I also somehow didn't want to explore my sexuality.  I didn't want to do stuff that I was not assuming. That's the first reason why I'm still a virgin to this day (yeah I now that's a long time!!).  So I kept fantasizing and with the arrival of internet at the end of high school (around 1998), I began to look at pictures and then gay movies.    The other reason why I'm still virgin is that I didn't run after girls.  I was consciously or not trying to avoid being in an intimate situation with a girl, because I was afraid that my little buddy wouldn't wake up and that it would be the beginning of a nightmare.  I could have tried, and I could have succeeded. But deep inside, I knew one thing: I didn't want to be be a jerk who uses a girl and lied to her because he doesn't accept his homosexuality.  (That's how I felt and still feel today for myself.  It doesn't mean that I think that the guys who do that are jerks.  Everyone has their motives and lives with the consequences of their acts and I am not here to judge them)

Then came university and a surprise.  I fell in love with a girl.  She was actually a long-time friend who was not attending my university, but I developped some love feelings for her.  I was confused but once again, no big deal.  After a couple of days (or weeks??) the feelings were still there.  So I decided to give her a shot and to see where it would lead me.  Actually I think I had decided to completely ignore the sexual part of a possible relation with this girl (and ignoring the jerk thing).  I needed to try.  Not because I wanted to test my "straightness", but because my feelings were so strong, I couldn't keep them for myself.  So I went to see her and asked her if she wanted to be my girlfirend.  She politely declined my invitation !! She was flattered, but had no love interest for me so that was the end of it... and I didn't have to face my homosexuality.

A year later, I fell in love with a girl from my university.  It's weird because looking back at it, not so much seemed to unite us.  I was the somewhat serious guy with good grades and that didn't attract girls.  She was more of a party girl who had more difficulty at school and a lot of boys were attracted to her.  But, against all odds, we became friends.  Actually when I was friend with her (we're not anymore, because she quit university and I continued.  But I wish I could reconnect with her), I realized how weird our friendship could seem to be, but at the same time, I thought that we were alike in many ways.  We had a similar family background and I think we understood each other pretty well.

So as I said, I eventually fell in love with her.  One night, she was at my apartment before going to a party.  She asked me: "So, is there a girl in our class who may interest you?"  I freezed!  That was so unexpected.
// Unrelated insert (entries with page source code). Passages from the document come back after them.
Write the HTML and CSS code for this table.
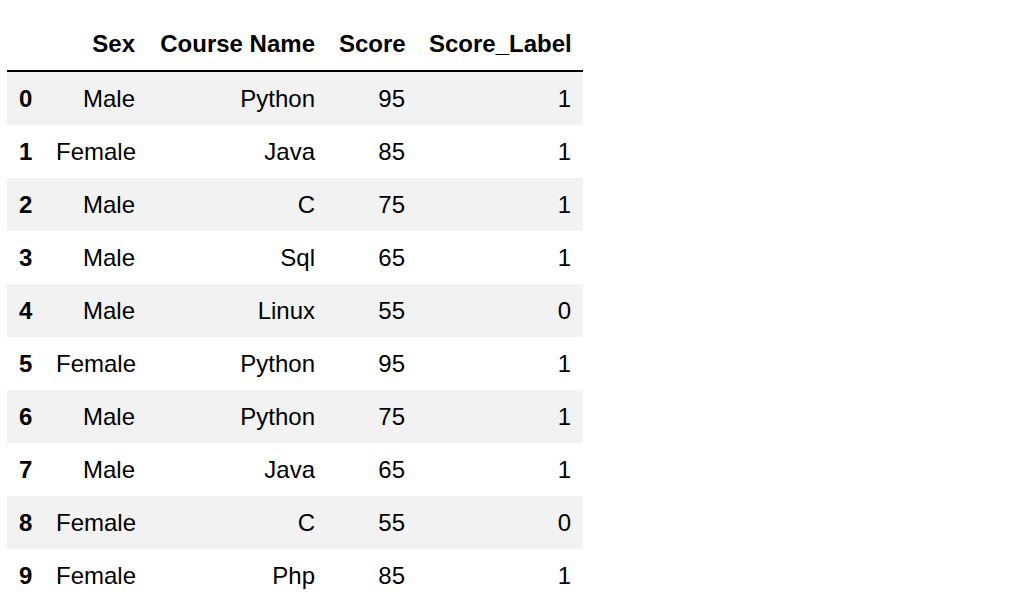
FILE: index.html
```html
<!DOCTYPE html>
<html>
<head>
<meta charset="utf-8">
<link rel="stylesheet" href="styles.css">
</head>
<body>
<div class="wrap">
<table class="df">
  <colgroup>
    <col class="c-idx"><col class="c-sex"><col class="c-course"><col class="c-score"><col class="c-label">
  </colgroup>
  <thead>
    <tr><th class="idx"></th><th>Sex</th><th>Course Name</th><th>Score</th><th>Score_Label</th></tr>
  </thead>
  <tbody>
    <tr><th class="idx">0</th><td>Male</td><td>Python</td><td>95</td><td>1</td></tr>
    <tr><th class="idx">1</th><td>Female</td><td>Java</td><td>85</td><td>1</td></tr>
    <tr><th class="idx">2</th><td>Male</td><td>C</td><td>75</td><td>1</td></tr>
    <tr><th class="idx">3</th><td>Male</td><td>Sql</td><td>65</td><td>1</td></tr>
    <tr><th class="idx">4</th><td>Male</td><td>Linux</td><td>55</td><td>0</td></tr>
    <tr><th class="idx">5</th><td>Female</td><td>Python</td><td>95</td><td>1</td></tr>
    <tr><th class="idx">6</th><td>Male</td><td>Python</td><td>75</td><td>1</td></tr>
    <tr><th class="idx">7</th><td>Male</td><td>Java</td><td>65</td><td>1</td></tr>
    <tr><th class="idx">8</th><td>Female</td><td>C</td><td>55</td><td>0</td></tr>
    <tr><th class="idx">9</th><td>Female</td><td>Php</td><td>85</td><td>1</td></tr>
  </tbody>
</table>
</div>
</body>
</html>
```
FILE: styles.css
```css
html, body {
  margin: 0;
  padding: 0;
  background: #fff;
}
.wrap {
  padding: 17px 0 0 7px;
}
.df {
  border-collapse: collapse;
  border-spacing: 0;
  table-layout: fixed;
  width: 576px;
  font-family: "Liberation Sans", Arial, Helvetica, sans-serif;
  font-size: 24px;
  color: #000;
}
.c-idx { width: 37px; }
.c-sex { width: 103px; }
.c-course { width: 180px; }
.c-score { width: 90px; }
.c-label { width: 166px; }
.df th, .df td {
  padding: 12px;
  line-height: 29px;
  text-align: right;
  white-space: nowrap;
  vertical-align: middle;
}
.df th {
  font-weight: bold;
}
.df thead tr {
  border-bottom: 2px solid #000;
}
.df tbody tr:nth-child(odd) {
  background: #f2f2f2;
}
.df tbody th.idx {
  text-align: left;
}
```
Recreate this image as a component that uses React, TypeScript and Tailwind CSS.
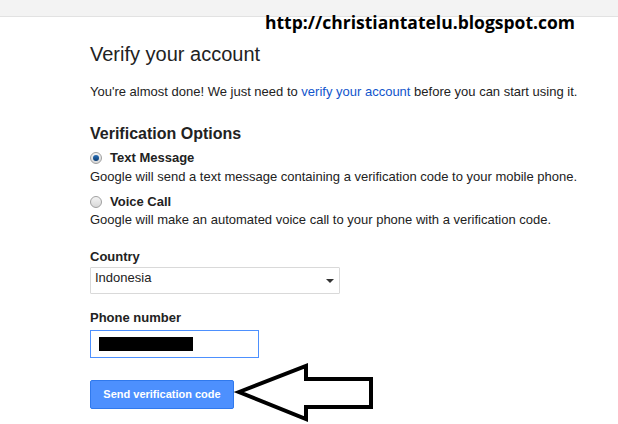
import React from "react";

function Radio({ checked }: { checked?: boolean }) {
  return (
    <span className="relative inline-block w-[12px] h-[12px] rounded-full border border-[#a0a0a0] bg-gradient-to-b from-[#f4f4f4] to-[#d8d8d8] shrink-0">
      {checked && (
        <span className="absolute left-[2px] top-[2px] w-[6px] h-[6px] rounded-full bg-gradient-to-b from-[#2a6fb6] to-[#0b3d74]" />
      )}
    </span>
  );
}

export default function App() {
  return (
    <div
      className="relative w-[618px] h-[424px] bg-white overflow-hidden text-[#222]"
      style={{ fontFamily: '"Liberation Sans", Arial, sans-serif' }}
    >
      <div className="h-[17px] bg-[#f3f3f3] border-b border-[#e2e2e2]" />
      <div className="pl-[90px]">
        <h1 className="mt-[25px] text-[20px] leading-[24px] font-normal text-[#222]">Verify your account</h1>
        <p className="mt-[18px] text-[13px] leading-[16px] text-[#222]">
          You're almost done! We just need to{" "}
          <span className="text-[#15c]">verify your account</span> before you can start using it.
        </p>
        <h2 className="mt-[24px] text-[16px] leading-[20px] font-bold text-[#222]">Verification Options</h2>
        <div className="mt-[6px] flex items-center gap-[8px] text-[13px] leading-[16px] font-bold">
          <Radio checked />
          <span>Text Message</span>
        </div>
        <p className="mt-[3px] text-[13px] leading-[16px]">
          Google will send a text message containing a verification code to your mobile phone.
        </p>
        <div className="mt-[9px] flex items-center gap-[8px] text-[13px] leading-[16px] font-bold">
          <Radio />
          <span>Voice Call</span>
        </div>
        <p className="mt-[2px] text-[13px] leading-[16px]">
          Google will make an automated voice call to your phone with a verification code.
        </p>
        <div className="mt-[21px] text-[13px] leading-[16px] font-bold">Country</div>
        <div className="mt-[2px] w-[250px] h-[27px] border border-[#d9d9d9] rounded-[1px] flex items-center justify-between pl-[4px] pr-[5px] text-[13px]">
          <span className="-mt-[6px]">Indonesia</span>
          <span className="w-0 h-0 border-l-[4px] border-r-[4px] border-t-[4px] border-l-transparent border-r-transparent border-t-[#333]" />
        </div>
        <div className="mt-[16px] text-[13px] leading-[16px] font-bold">Phone number</div>
        <div className="mt-[4px] w-[169px] h-[28px] border border-[#4d90fe] flex items-center pl-[8px]">
          <span className="block w-[94px] h-[14px] bg-black" />
        </div>
        <button className="mt-[22px] w-[144px] h-[29px] rounded-[2px] bg-[#4d90fe] border border-[#3079ed] text-white text-[11px] font-bold">
          Send verification code
        </button>
      </div>

      <div
        className="absolute left-[265px] top-[10px] text-[17.5px] leading-[24px] font-bold text-black"
        style={{ fontFamily: '"Open Sans", sans-serif' }}
      >
        http://christiantatelu.blogspot.com
      </div>

      <svg className="absolute left-0 top-0" width="618" height="424">
        <polygon
          points="239,392 306,366 306,379 371,379 371,407 306,407 306,419"
          fill="white"
          stroke="black"
          strokeWidth="4"
          strokeLinejoin="miter"
        />
      </svg>
    </div>
  );
}
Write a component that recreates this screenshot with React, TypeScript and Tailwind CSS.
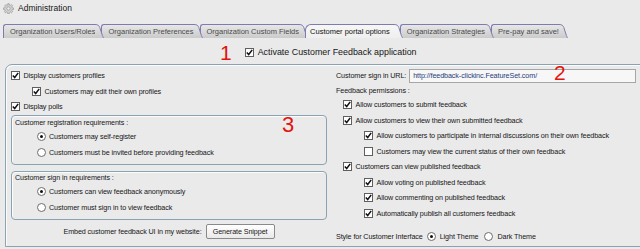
import React from "react";

function Check({ checked = true }: { checked?: boolean }) {
  return (
    <span className="flex h-[9px] w-[9px] shrink-0 items-center justify-center border border-[#5f5f5f] bg-white">
      {checked && (
        <svg width="7" height="7" viewBox="0 0 7 7">
          <path d="M0.8 3.5 L2.7 5.5 L6.2 0.9" fill="none" stroke="#111" strokeWidth="1.5" />
        </svg>
      )}
    </span>
  );
}

function Radio({ checked = false }: { checked?: boolean }) {
  return (
    <span className="flex h-[9px] w-[9px] shrink-0 items-center justify-center rounded-full border border-[#6d6d6d] bg-white">
      {checked && <span className="h-[3px] w-[3px] rounded-full bg-[#111]" />}
    </span>
  );
}

function CheckRow({ label, checked = true, className }: { label: string; checked?: boolean; className: string }) {
  return (
    <div className={`flex h-[15.5px] items-center gap-[3.5px] ${className}`}>
      <Check checked={checked} />
      <span className="whitespace-nowrap leading-none tracking-[-0.1px]">{label}</span>
    </div>
  );
}

function RadioRow({ label, checked = false }: { label: string; checked?: boolean }) {
  return (
    <div className="flex h-[15.5px] items-center gap-[3px] pl-[25px]">
      <Radio checked={checked} />
      <span className="whitespace-nowrap leading-none tracking-[-0.1px]">{label}</span>
    </div>
  );
}

type TabProps = { label: string; active?: boolean; z: string; id: string; first?: boolean };

function Tab({ label, active = false, z, id, first = false }: TabProps) {
  const top = active ? "#f6f6f6" : "#e7e7e7";
  const bottom = active ? "#efefef" : "#cbcbcb";
  return (
    <div className={`relative flex h-[14px] ${z} ${first ? "" : "ml-[-3px]"}`}>
      <div
        className={`flex h-full items-center whitespace-nowrap border-l border-t border-[#7d7bb0] text-[7.5px] leading-none ${
          active
            ? "rounded-tl-[6px] bg-gradient-to-b from-[#f6f6f6] to-[#efefef] pl-[4px] pr-[4px] text-[#111]"
            : "rounded-tl-[3px] bg-gradient-to-b from-[#e7e7e7] to-[#cbcbcb] pl-[6px] text-[#4a4a4a]"
        }`}
      >
        {label}
      </div>
      <svg width="9" height="14" viewBox="0 0 9 14" className="shrink-0">
        <defs>
          <linearGradient id={id} x1="0" y1="0" x2="0" y2="1">
            <stop offset="0" stopColor={top} />
            <stop offset="1" stopColor={bottom} />
          </linearGradient>
        </defs>
        <path d="M0 0.5 C3 0.5 4 1.5 4.8 3.5 L7.4 11.5 C8 13.2 8.5 14 9 14 L0 14 Z" fill={`url(#${id})`} />
        <path d="M0 0.5 C3 0.5 4 1.5 4.8 3.5 L7.4 11.5 C8 13.2 8.5 14 9 14" fill="none" stroke="#7d7bb0" strokeWidth="1" />
      </svg>
    </div>
  );
}

function Gear() {
  return (
    <svg width="11" height="11" viewBox="0 0 24 24" className="shrink-0">
      <path
        d="M10.3 1.5h3.4l.5 2.9a8 8 0 0 1 2 .8l2.4-1.7 2.4 2.4-1.7 2.4a8 8 0 0 1 .8 2l2.9.5v3.4l-2.9.5a8 8 0 0 1-.8 2l1.7 2.4-2.4 2.4-2.4-1.7a8 8 0 0 1-2 .8l-.5 2.9h-3.4l-.5-2.9a8 8 0 0 1-2-.8l-2.4 1.7-2.4-2.4 1.7-2.4a8 8 0 0 1-.8-2l-2.9-.5v-3.4l2.9-.5a8 8 0 0 1 .8-2L3.8 5.9l2.4-2.4 2.4 1.7a8 8 0 0 1 2-.8z"
        fill="#d0d0d0"
        stroke="#8e8e8e"
        strokeWidth="1.3"
      />
      <circle cx="12" cy="12" r="3.6" fill="#eaeaea" stroke="#8e8e8e" strokeWidth="1.3" />
    </svg>
  );
}

export default function App() {
  return (
    <div className="h-[249px] w-[640px] overflow-hidden bg-[#eaeaea] font-['Liberation_Sans',Arial,sans-serif] text-[7.2px] text-[#161616]">
      {/* header */}
      <div className="flex h-[16px] items-center gap-[4px] pl-[3px]">
        <Gear />
        <span className="text-[8.5px] leading-none text-[#161616]">Administration</span>
      </div>

      {/* tabs */}
      <div className="mt-[8px] flex pl-[3px]">
        <Tab label="Organization Users/Roles" z="z-[6]" id="t1" first />
        <Tab label="Organization Preferences" z="z-[5]" id="t2" />
        <Tab label="Organization Custom Fields" z="z-[4]" id="t3" />
        <Tab label="Customer portal options" z="z-[10]" id="t4" active />
        <Tab label="Organization Strategies" z="z-[2]" id="t5" />
        <Tab label="Pre-pay and save!" z="z-[1]" id="t6" />
      </div>

      {/* activate row */}
      <div className="flex h-[26px] items-center pt-[3px]">
        <span className="ml-[220px] text-[21px] leading-none text-[#e3140f]">1</span>
        <span className="ml-[13px]">
          <Check />
        </span>
        <span className="ml-[4px] whitespace-nowrap text-[8.9px] leading-none text-[#161616]">
          Activate Customer Feedback application
        </span>
      </div>

      {/* main panel */}
      <div className="ml-[5px] flex h-[183px] w-[660px] rounded-tl-[7px] border border-[#89a3b4] pt-[3px] shadow-[inset_1px_1px_0_#fbfbfb]">
        {/* left column */}
        <div className="w-[321px] shrink-0 pl-[5px]">
          <CheckRow label="Display customers profiles" className="pl-0" />
          <CheckRow label="Customers may edit their own profiles" className="pl-[21px]" />
          <CheckRow label="Display polls" className="pl-0" />

          <div className="relative mt-[0.5px] rounded-[4px] border border-[#89a3b4] pb-[4px] shadow-[inset_1px_1px_0_#fbfbfb]">
            <div className="flex h-[13px] items-center pl-[3px] leading-none tracking-[-0.1px]">Customer registration requirements :</div>
            <RadioRow label="Customers may self-register" checked />
            <RadioRow label="Customers must be invited before providing feedback" />
            <span className="absolute left-[270px] top-[-2px] text-[22px] leading-none text-[#e3140f]">3</span>
          </div>

          <div className="mt-[6px] rounded-[4px] border border-[#89a3b4] pb-[4px] shadow-[inset_1px_1px_0_#fbfbfb]">
            <div className="flex h-[12px] items-center pl-[3px] leading-none tracking-[-0.1px]">Customer sign in requirements :</div>
            <RadioRow label="Customers can view feedback anonymously" checked />
            <RadioRow label="Customer must sign in to view feedback" />
          </div>

          <div className="mt-[4px] flex h-[15px] items-center justify-center">
            <span className="whitespace-nowrap leading-none tracking-[-0.1px]">Embed customer feedback UI in my website:</span>
            <button className="ml-[4px] flex h-[15px] w-[69px] items-center justify-center rounded-[2px] border border-[#8a8a8a] bg-gradient-to-b from-[#ffffff] to-[#e9e9e9] text-[7.2px] leading-none tracking-[-0.1px] text-[#161616]">
              Generate Snippet
            </button>
          </div>
        </div>

        {/* right column */}
        <div className="ml-[9px] flex-1">
          <div className="relative flex h-[16px] items-center">
            <span className="whitespace-nowrap leading-none tracking-[-0.1px]">Customer sign in URL:</span>
            <div className="ml-[3px] flex h-[14px] w-[227px] items-center border border-[#a6a6a6] bg-[#f7f7f7] pl-[3px] leading-none tracking-[-0.1px] text-[#1f3c7a]">
              http://feedback-clickinc.FeatureSet.com/
            </div>
            <span className="absolute left-[218px] top-[-6px] text-[21px] leading-none text-[#e3140f]">2</span>
          </div>
          <div className="flex h-[13px] items-center leading-none tracking-[-0.1px]">Feedback permissions :</div>
          <CheckRow label="Allow customers to submit feedback" className="pl-[7px]" />
          <CheckRow label="Allow customers to view their own submitted feedback" className="pl-[7px]" />
          <CheckRow
            label="Allow customers to participate in internal discussions on their own feedback"
            className="pl-[28px]"
          />
          <CheckRow label="Customers may view the current status of their own feedback" checked={false} className="pl-[28px]" />
          <CheckRow label="Customers can view published feedback" className="pl-[7px]" />
          <CheckRow label="Allow voting on published feedback" className="pl-[28px]" />
          <CheckRow label="Allow commenting on published feedback" className="pl-[28px]" />
          <CheckRow label="Automatically publish all customers feedback" className="pl-[28px]" />

          <div className="mt-[8.5px] flex h-[14.5px] items-center">
            <span className="whitespace-nowrap leading-none tracking-[-0.1px]">Style for Customer Interface</span>
            <span className="ml-[4px]">
              <Radio checked />
            </span>
            <span className="ml-[4px] whitespace-nowrap leading-none tracking-[-0.1px]">Light Theme</span>
            <span className="ml-[6px]">
              <Radio />
            </span>
            <span className="ml-[4px] whitespace-nowrap leading-none tracking-[-0.1px]">Dark Theme</span>
          </div>
        </div>
      </div>
    </div>
  );
}
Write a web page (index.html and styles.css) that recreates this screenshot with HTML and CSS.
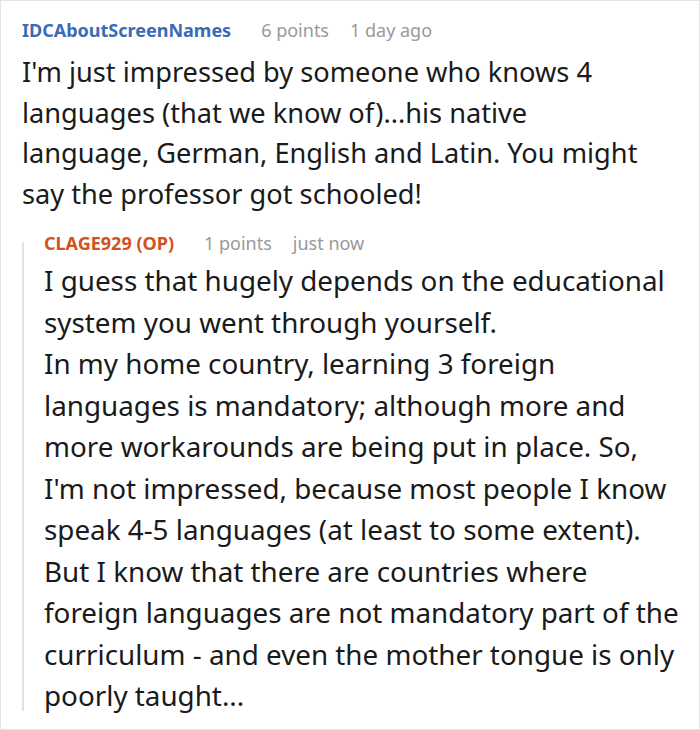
FILE: index.html
```html
<!DOCTYPE html>
<html>
<head>
<meta charset="utf-8">
<link rel="stylesheet" href="styles.css">
</head>
<body>
<div class="frame">
  <div class="comment">
    <div class="meta">
      <span class="author">IDCAboutScreenNames</span>
      <span class="points">6 points</span>
      <span class="time">1 day ago</span>
    </div>
    <p class="text">I'm just impressed by someone who knows 4 languages (that we know of)...his native language, German, English and Latin. You might say the professor got schooled!</p>
  </div>
  <div class="reply">
    <div class="meta">
      <span class="author op">CLAGE929 (OP)</span>
      <span class="points">1 points</span>
      <span class="time">just now</span>
    </div>
    <p class="text text-reply">I guess that hugely depends on the educational system you went through yourself.<br>In my home country, learning 3 foreign languages is mandatory; although more and more workarounds are being put in place. So, I'm not impressed, because most people I know speak 4-5 languages (at least to some extent).<br>But I know that there are countries where foreign languages are not mandatory part of the curriculum - and even the mother tongue is only poorly taught...</p>
  </div>
</div>
</body>
</html>
```
FILE: styles.css
```css
html, body {
  margin: 0;
  padding: 0;
  background: #fff;
}
.frame {
  box-sizing: border-box;
  width: 700px;
  height: 730px;
  border: 1px solid #e4e4e4;
  padding: 15px 0 0 21px;
  font-family: "Noto Sans", "Open Sans", sans-serif;
  color: #1a1a1a;
  overflow: hidden;
}
.meta {
  display: flex;
  align-items: baseline;
  font-size: 18px;
  line-height: 28px;
}
.author {
  font-weight: 700;
  color: #3a6ab8;
  margin-right: 30px;
}
.points {
  margin-right: 21px;
}
.points, .time {
  color: #999;
}
.text {
  width: 636px;
  margin: 8px 0 0;
  font-size: 27.2px;
  line-height: 40.5px;
}
.reply {
  position: relative;
  margin-top: 15px;
  padding-left: 22px;
}
.reply::before {
  content: "";
  position: absolute;
  left: 0;
  top: 13px;
  bottom: 6px;
  width: 2px;
  background: #e2e2e2;
}
.text-reply {
  width: 642px;
  margin-top: 3px;
  font-size: 27.8px;
  line-height: 41.5px;
}
.author.op {
  color: #d4501c;
}
```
I was totally not ready to tell her the feelings I had for her.  So I said no.  I'll never know what would have happened if I had told her the truth. She was single at the time and I wonder if I could have had a shot with her.  Not so long after that, we were at another party (yes, I was attending most parties even if I was labelled as one of the studious guys (actually I was not that studious, I just had good grades without really studying a lot)).  I saw her kiss another guy.  Oh did I wish to be in this guys' shoes.  She eventually began a relationship with that guy, so I accepted it and slowly my love feelings disappeared.  A year after that she was single again and for one night she needed a place to stay and I invited her in my apartment.  We actually slept in the same bed.  I didn't try anything... we just slept.

So I have fallen in love with 2 girls in my life and had some small crushes on a few others, but I was always sexually attracted to guys.  I have actually never had the same feelings for any guy so far.  So I ended up thinking that I was a gay guy who, weirdly enough, happens to sometimes fall in love with girls.  I had not thought that this could mean I was bisexual.  I thought that a bisexual was a person who was sexually attracted to both genders.  That was not my case, so I thought that I was really weird and wondered if there were other gays like me, but without really trying to find the answers.

(In my first post I mentionned that I was technically bisexual, but the paragraph above is not meant to explain my bisexuality.  There is some more important stuff that will be explained in an upcoming post.  I really hope my story is not too confusing)

After university, there's not much to say.  I began the real life and I have a steady job.  But, nothing really important on the love or sex sides.  I slowly approached the 30's, with the questioning and doubts that come with it.  As you may guess, I was about to realize that I needed to come out.